Packaging has been a hot topic over the years that continues to receive mainstream media attention. The revelation of the damage caused by plastic, the overgrowing waste in landfill, and the harmful impact this has had on our lands, seas, and oceans have motivated many consumers to voice their concerns regarding the environment and the role that packaging plays in this.
Consumers have put a stronger emphasis on bettering their immediate and long-term health, which has led to a heightened focus on the environment and sustainability; if consumers want better for themselves in the long-term, they must also consider the environment and how they can reduce and minimize potential damage in the future. This has led consumers to embark on a journey to become more environmentally conscious and has manifested into conscious behaviors, for instance, becoming more attentive to labeling, packaging, and abilities to reuse, recycle, and even up-cycle materials.
When consumers were asked why they recycle, 73% said it was due to their concerns about global warming, and 72% stated it was due to their concerns about the state of the planet.
When global consumers were asked about their recycling habits, the top three responses were: I keep the packaging for alternative uses afterward (47%), recycling is too time-consuming (41%), and I lack awareness about recycling and could do with more information on the subject (39%). This presents an issue that consumers view recycling as inconvenient and a topic they feel they lack knowledge of. This is important to acknowledge as it presents an opportunity to educate consumers about recycling in a simple way and make it more accessible so consumers do not deem it as time-consuming or difficult. This must be done without over-complicating the topic, which opens the potential risk of being disengaged and leaving consumers to continue to assume it is inconvenient.
Consumers were then asked to rank different recyclable materials from easiest to most difficult to recycle. The three materials consumers ranked the easiest were: cardboard packaging (66%), paper packaging (66%), and liquid packaging (61%). With the most difficult materials being hard/rigid plastic (38%), metal/aluminum foil packaging (28%), and soft/flexible plastic packaging (20%).
76% of consumers said the main purpose of packaging is to ensure groceries are as fresh and safe as possible.
Consumers were asked to consider their awareness of environmentally friendly packaging claims; consumers were mostly unaware of plant-based, energy-efficient, and bioplastic (all three, 27%). Consumers were most aware of recyclable packaging (73%), reusable packaging (72%), and lightweight packaging (72%). The recycling symbol is one which has become renowned worldwide; introducing symbols or simple labeling to define packaging claims is an easy way to ensure consumers are kept informed and aware.
When it comes to determining whether the packaging is environmentally friendly or not, the features consumers found most important to consider were carbon emissions of the packaging being optimized/minimized (72%), followed by no water being wasted to create packaging, and packaging being refillable/recyclable (both 61%).
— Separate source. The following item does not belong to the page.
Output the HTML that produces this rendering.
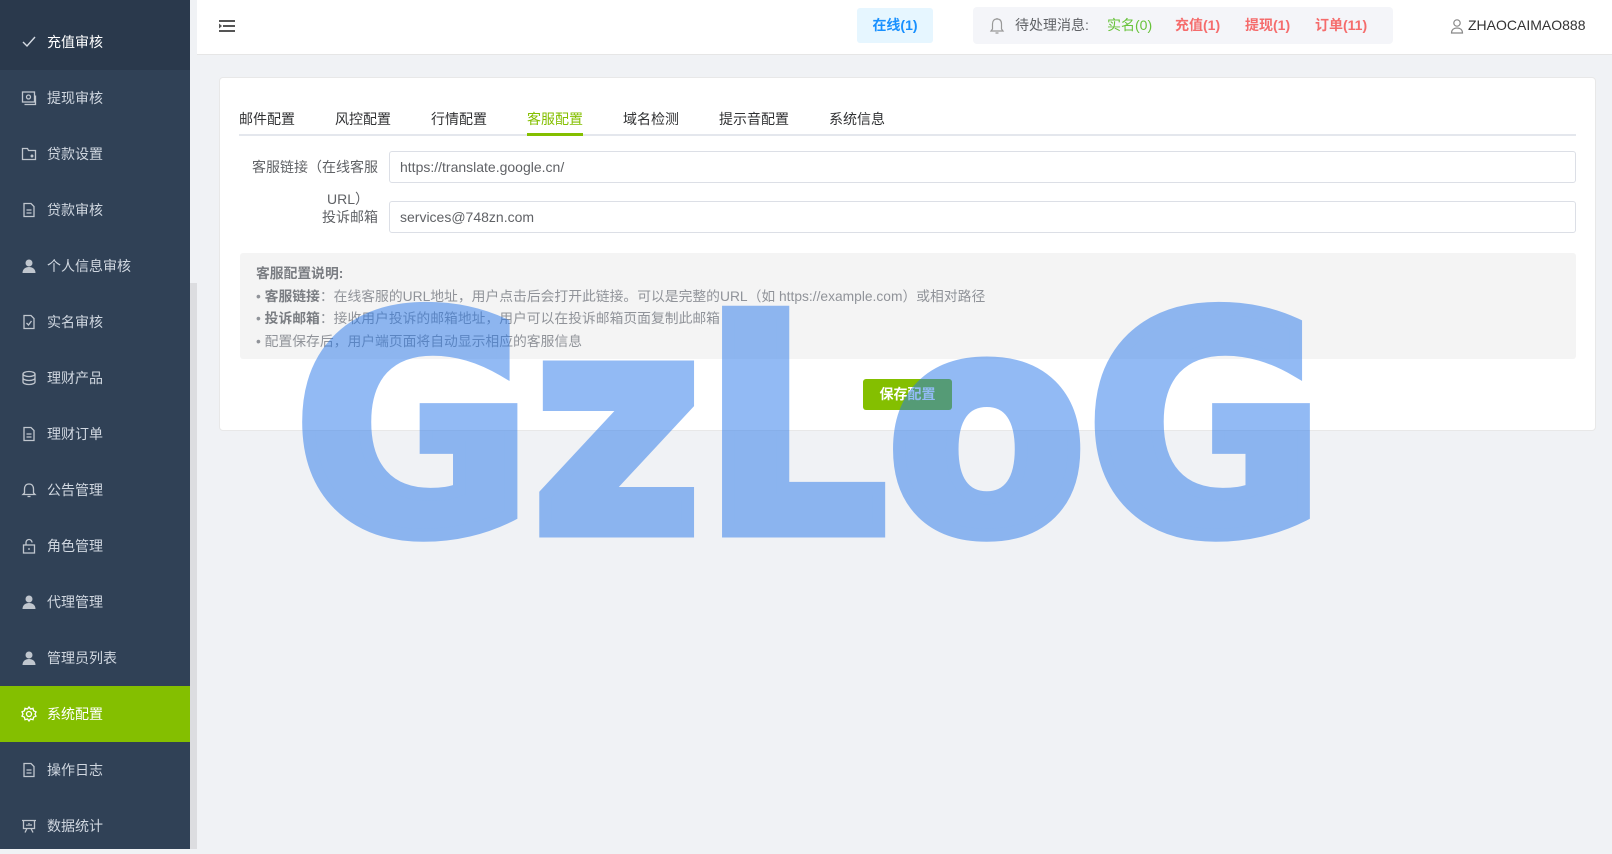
<!DOCTYPE html>
<html><head><meta charset="utf-8"><style>
*{margin:0;padding:0;box-sizing:border-box}
body{width:1612px;height:849px;overflow:hidden;background:#f0f2f5;font-family:"Liberation Sans","Noto Sans CJK SC",sans-serif;position:relative;font-size:14px;color:#333}
.side{position:absolute;left:0;top:0;width:190px;height:849px;background:#304156}
.sb{position:absolute;left:190px;top:0;width:7px;height:849px;background:#f0f2f5}
.sb2{position:absolute;left:190px;top:283px;width:7px;height:566px;background:#dcdde0}
.mi{position:absolute;left:0;width:190px;height:56px;color:#d0d7e0;font-size:14px;line-height:56px;padding-left:47px}
.mi svg{position:absolute;left:21px;top:20px}
.hdr{position:absolute;left:197px;top:0;right:0;height:55px;background:#fff;border-bottom:1px solid #e6e6e6}
.card{position:absolute;left:219px;top:77px;width:1377px;height:354px;background:#fff;border:1px solid #e8e8e8;border-radius:4px}
.tab{position:absolute;top:109px;font-size:14px;color:#303133}
.inp{position:absolute;left:389px;width:1187px;height:32px;border:1px solid #dcdfe6;border-radius:3px;background:#fff;font-size:14px;color:#606266;padding-left:10px;line-height:30px}
.lbl{position:absolute;font-size:14px;color:#606266;text-align:right;right:1234px;white-space:nowrap;line-height:18px}
.note{position:absolute;left:240px;top:253px;width:1336px;height:106px;background:#f4f4f4;border-radius:3px;padding:10px 16px;color:#909399;font-size:13.8px;line-height:22.5px;white-space:nowrap}
.note b{color:#7a7d82}
</style></head><body>
<div class="side">
<div class="mi" style="top:0;background:#2a394c;height:70px;line-height:84px;color:#fff"><svg style="top:35px" width="16" height="14" viewBox="0 0 16 14"><path d="M2 7l4 4 8-9" fill="none" stroke="#d5dbe3" stroke-width="1.4"/></svg>充值审核</div>
<div class="mi" style="top:70px"><svg width="16" height="16" viewBox="0 0 16 16" fill="none" stroke="#c0c6ce" stroke-width="1.3"><rect x="1.5" y="2" width="12" height="10"/><circle cx="7.5" cy="7" r="2"/><path d="M3.5 14.5h11v-9"/></svg>提现审核</div>
<div class="mi" style="top:126px"><svg width="16" height="16" viewBox="0 0 16 16" fill="none" stroke="#c0c6ce" stroke-width="1.3"><path d="M1.5 2.5h5l1 2h7v9h-13z"/><circle cx="11" cy="10" r=".8" fill="#c0c6ce"/></svg>贷款设置</div>
<div class="mi" style="top:182px"><svg width="16" height="16" viewBox="0 0 16 16" fill="none" stroke="#c0c6ce" stroke-width="1.3"><path d="M3 1.5h7l3 3v10H3z M5.5 8h5M5.5 11h5"/></svg>贷款审核</div>
<div class="mi" style="top:238px"><svg width="16" height="16" viewBox="0 0 16 16" fill="#c0c6ce"><circle cx="8" cy="5" r="3.5"/><path d="M1.5 15c0-4 3-6 6.5-6s6.5 2 6.5 6z"/></svg>个人信息审核</div>
<div class="mi" style="top:294px"><svg width="16" height="16" viewBox="0 0 16 16" fill="none" stroke="#c0c6ce" stroke-width="1.3"><path d="M3 1.5h7l3 3v10H3z M5.5 9l2 2 3-4"/></svg>实名审核</div>
<div class="mi" style="top:350px"><svg width="16" height="16" viewBox="0 0 16 16" fill="none" stroke="#c0c6ce" stroke-width="1.3"><ellipse cx="8" cy="4" rx="6" ry="2.5"/><path d="M2 4v8c0 1.4 2.7 2.5 6 2.5s6-1.1 6-2.5V4M2 8c0 1.4 2.7 2.5 6 2.5S14 9.4 14 8"/></svg>理财产品</div>
<div class="mi" style="top:406px"><svg width="16" height="16" viewBox="0 0 16 16" fill="none" stroke="#c0c6ce" stroke-width="1.3"><path d="M3 1.5h7l3 3v10H3z M5.5 8h5M5.5 11h5"/></svg>理财订单</div>
<div class="mi" style="top:462px"><svg width="16" height="16" viewBox="0 0 16 16" fill="none" stroke="#c0c6ce" stroke-width="1.3"><path d="M8 2c-3 0-4.5 2-4.5 5v4l-1.5 1.5h12L12.5 11V7C12.5 4 11 2 8 2zM6.5 14.5h3"/></svg>公告管理</div>
<div class="mi" style="top:518px"><svg width="16" height="16" viewBox="0 0 16 16" fill="none" stroke="#c0c6ce" stroke-width="1.3"><rect x="2.5" y="7" width="11" height="8"/><path d="M5 7V4.5a3 3 0 016 0M8 10v2"/></svg>角色管理</div>
<div class="mi" style="top:574px"><svg width="16" height="16" viewBox="0 0 16 16" fill="#c0c6ce"><circle cx="8" cy="5" r="3.5"/><path d="M1.5 15c0-4 3-6 6.5-6s6.5 2 6.5 6z"/></svg>代理管理</div>
<div class="mi" style="top:630px"><svg width="16" height="16" viewBox="0 0 16 16" fill="#c0c6ce"><circle cx="8" cy="5" r="3.5"/><path d="M1.5 15c0-4 3-6 6.5-6s6.5 2 6.5 6z"/></svg>管理员列表</div>
<div class="mi" style="top:686px;background:#84bf00;color:#fff"><svg width="16" height="16" viewBox="0 0 16 16" fill="none" stroke="#fff" stroke-width="1.3"><circle cx="8" cy="8" r="2.5"/><path d="M8 1l1.5 2 2.5-.7.6 2.5 2.4 1L14 8l1 2.2-2.4 1-.6 2.5-2.5-.7L8 15l-1.5-2-2.5.7-.6-2.5-2.4-1L2 8 1 5.8l2.4-1 .6-2.5 2.5.7z"/></svg>系统配置</div>
<div class="mi" style="top:742px"><svg width="16" height="16" viewBox="0 0 16 16" fill="none" stroke="#c0c6ce" stroke-width="1.3"><path d="M3 1.5h7l3 3v10H3z M5.5 8h5M5.5 11h5"/></svg>操作日志</div>
<div class="mi" style="top:798px"><svg width="16" height="16" viewBox="0 0 16 16" fill="none" stroke="#c0c6ce" stroke-width="1.3"><path d="M1 2.5h14M2.5 2.5v8h11v-8M6 10.5l-2 4M10 10.5l2 4M6 8V6.5M8 8V5M10 8V6"/></svg>数据统计</div>
</div>
<div class="sb"></div><div class="sb2"></div>
<div class="hdr">
<svg style="position:absolute;left:22px;top:18px" width="16" height="16" viewBox="0 0 16 16" fill="#555"><rect x="0" y="2" width="16" height="2"/><rect x="4" y="7" width="12" height="2"/><rect x="0" y="12" width="16" height="2"/><path d="M0 5.5l3 2.5-3 2.5z"/></svg>
<div style="position:absolute;left:660px;top:8px;width:76px;height:35px;background:#e6f6ff;border-radius:3px;color:#1890ff;font-weight:bold;font-size:14px;line-height:35px;text-align:center">在线(1)</div>
<div style="position:absolute;left:776px;top:7px;width:420px;height:37px;background:#f4f5f9;border-radius:4px;font-size:14px;line-height:37px;color:#606266">
<svg style="position:absolute;left:16px;top:10px" width="16" height="18" viewBox="0 0 16 18" fill="none" stroke="#999" stroke-width="1.2"><path d="M8 2c-3 0-4.5 2-4.5 5v5L2 14h12l-1.5-2V7C12.5 4 11 2 8 2zM6.5 16h3M8 1v1"/></svg>
<span style="position:absolute;left:42px">待处理消息:</span>
<span style="position:absolute;left:134px;color:#67c23a">实名(0)</span>
<span style="position:absolute;left:202px;color:#f56c6c;font-weight:bold">充值(1)</span>
<span style="position:absolute;left:272px;color:#f56c6c;font-weight:bold">提现(1)</span>
<span style="position:absolute;left:342px;color:#f56c6c;font-weight:bold">订单(11)</span>
</div>
<svg style="position:absolute;left:1253px;top:18px" width="14" height="16" viewBox="0 0 14 16" fill="none" stroke="#888" stroke-width="1.2"><circle cx="7" cy="5" r="3.2"/><path d="M1.5 15c0-3.5 2.5-5 5.5-5s5.5 1.5 5.5 5z"/></svg>
<div style="position:absolute;left:1271px;top:17px;font-size:14px;color:#333">ZHAOCAIMAO888</div>
</div>
<div class="card"></div>
<div class="tab" style="left:239px">邮件配置</div>
<div class="tab" style="left:335px">风控配置</div>
<div class="tab" style="left:431px">行情配置</div>
<div class="tab" style="left:527px;color:#84bf00">客服配置</div>
<div class="tab" style="left:623px">域名检测</div>
<div class="tab" style="left:719px">提示音配置</div>
<div class="tab" style="left:829px">系统信息</div>
<div style="position:absolute;left:239px;top:134px;width:1337px;height:2px;background:#e4e7ed"></div>
<div style="position:absolute;left:527px;top:133px;width:56px;height:3px;background:#84bf00"></div>
<div class="lbl" style="top:158px">客服链接（在线客服</div>
<div class="lbl" style="top:190px;right:1243px">URL）</div>
<div class="lbl" style="top:208px">投诉邮箱</div>
<div class="inp" style="top:151px">https://translate.google.cn/</div>
<div class="inp" style="top:201px">services@748zn.com</div>
<div class="note"><b>客服配置说明:</b><br>• <b>客服链接</b>：在线客服的URL地址，用户点击后会打开此链接。可以是完整的URL（如 https://example.com）或相对路径<br>• <b>投诉邮箱</b>：接收用户投诉的邮箱地址，用户可以在投诉邮箱页面复制此邮箱<br>• 配置保存后，用户端页面将自动显示相应的客服信息</div>
<div style="position:absolute;left:863px;top:379px;width:89px;height:31px;background:#84bf00;border-radius:3px;color:#fff;font-weight:bold;font-size:14px;line-height:31px;text-align:center">保存配置</div>
<svg style="position:absolute;left:0;top:0" width="1612" height="849"><text x="294" y="531" font-family="DejaVu Sans" font-weight="bold" font-size="300" textLength="1031" lengthAdjust="spacingAndGlyphs" fill="rgb(40,120,235)" stroke="rgb(40,120,235)" stroke-width="13" stroke-linejoin="miter" opacity="0.5">GzLoG</text></svg>
</body></html>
62% of global consumers strongly agreed they would like more information about the life cycle impact of packaging (I.e., carbon and water footprint). Being able to recycle the packaging more than once (59%) and being able to decipher the difference between “recycled” and “recyclable” packaging (57%) were the other environmental claims consumers were most responsive to. Consumers were most likely to want to obtain this information either from written instructions printed on the packaging or via the Internet.
Behaviors that were previously considered niche have now become normalized as society pushes to become more environmentally conscious and sustainable. Consumers are more responsive to labeling, packaging, and making recycling more accessible. It is crucial that brands and manufacturers acknowledge this movement and become more transparent through their claims and pledges. It is important not to ‘greenwash’ as consumers are more mindful of false claims and feel it is a requirement for products to communicate their credentials, claims, and pledges simply and clearly (and preferably on the packaging of the product already).